Here are some different fonts and a different graphic design of the interrobang:
Logo for this library in Sydney, Australia
Image courtesy of the FontFeed
There is a similar mark used to convey irony or sarcasm. The oldest of these was invented by Henry Denham in the 1580s. It is the percontation point, aka the ironicon, basically a backwards question mark. "Yeah, right⸮"
The percontation point is the same as the irony mark, used when a statement has meaning on another level. The irony mark was proposed by Alcanter de Brahm, a French poet aka Marcel Bernhardt, in the late 19th century (French: point d’ironie). A French author, Hervé Bazin, used the irony mark along with other marks he devised:
Bazin used these in his book Plumons l’Oiseau ("Pluck the Bird", 1966).
An ironic or sarcastic sentence could also be expressed with a bracketed exclamation point -
"No, kidding(!)" - which could be more simply put by using the irony mark. There have been other ways to indicate sarcasm, because apparently there are a plethora of sarcastic writers. Using an exclamation point in brackets is one (!). The tilde in quotation marks has been used: "~".
Snark Mark courtesy
of The Snark
My favorite "ironic" punctuation mark is the snark mark. Developed by typophile Choz Cunningham, and inspired by de Brahm and Bazin. It is made by placing a tilde over a period, or thus: ".~". It looks like a sideways exclamation point, period first.

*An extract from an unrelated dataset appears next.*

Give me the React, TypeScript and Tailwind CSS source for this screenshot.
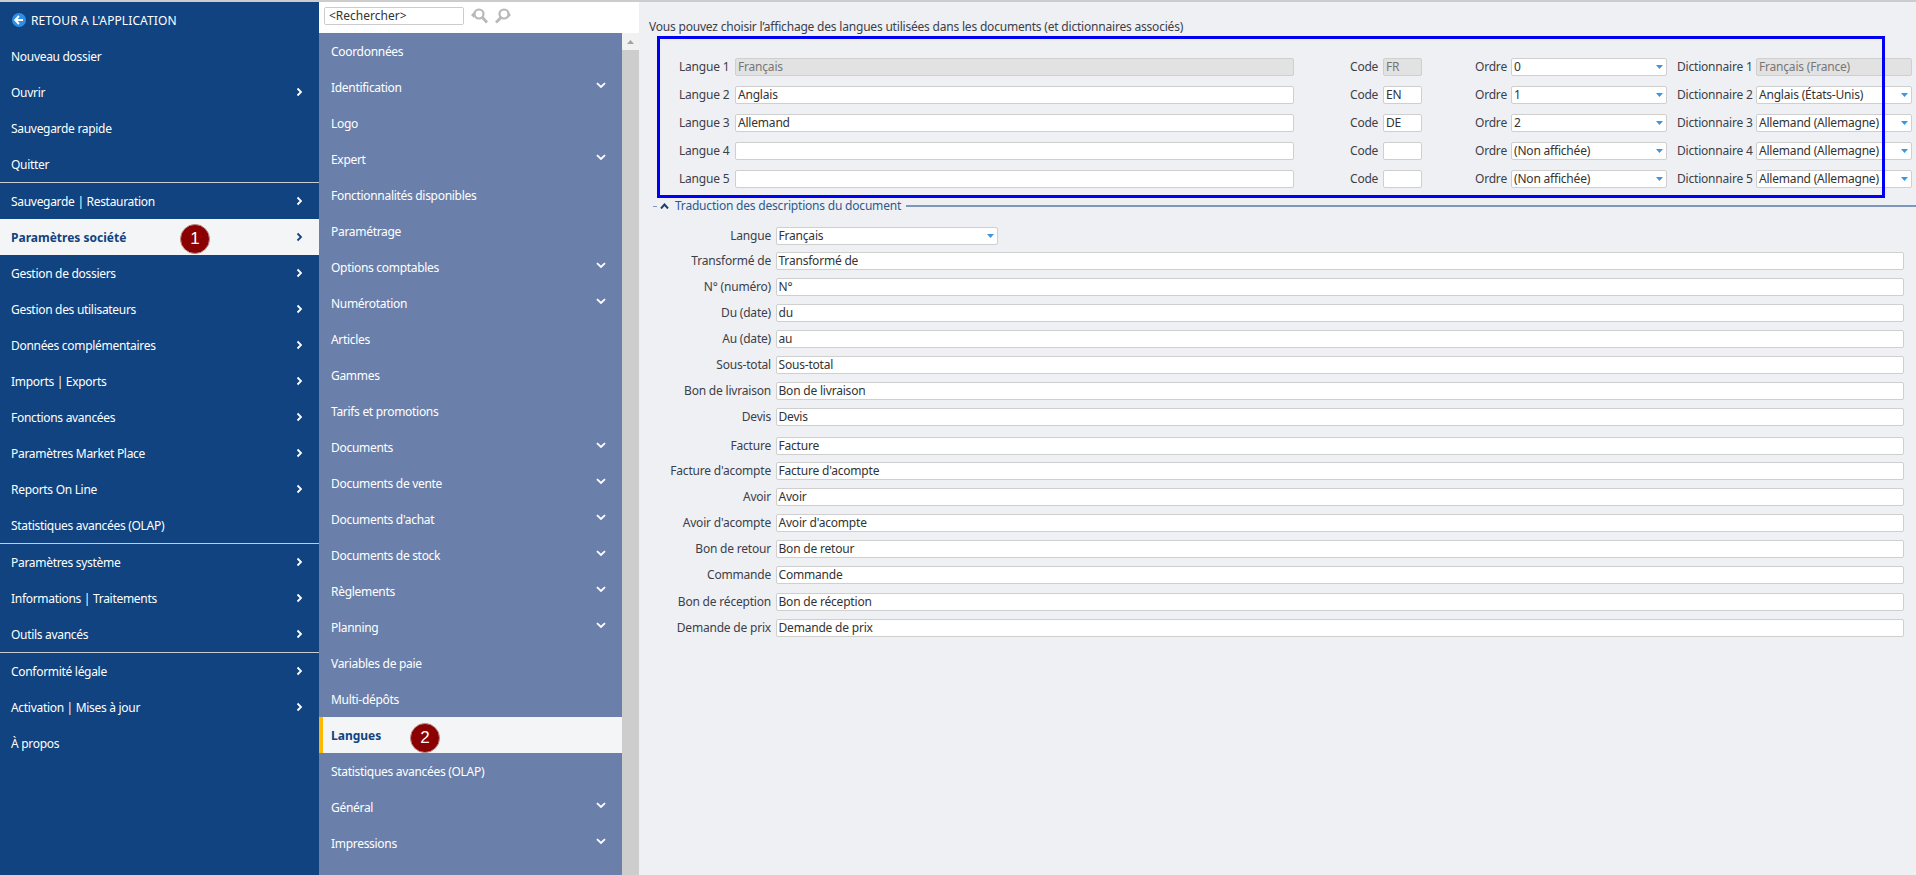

However there is a different kind of snark mark that has its own page on Facebook. It uses the ^ character at the end of a sarcastic sentence just before the period. No face forms allow, i.e., ^_^. You are allowed to use multiple marks to express extreme sarcasm.
So who knew that sarcasm rated all these punctuation marks? All of the punctuation marks above communicate attitude and can say almost as much as the sentence they end. I could say something, if I was feeling disbelieving, excited, rhetorical, or snarky.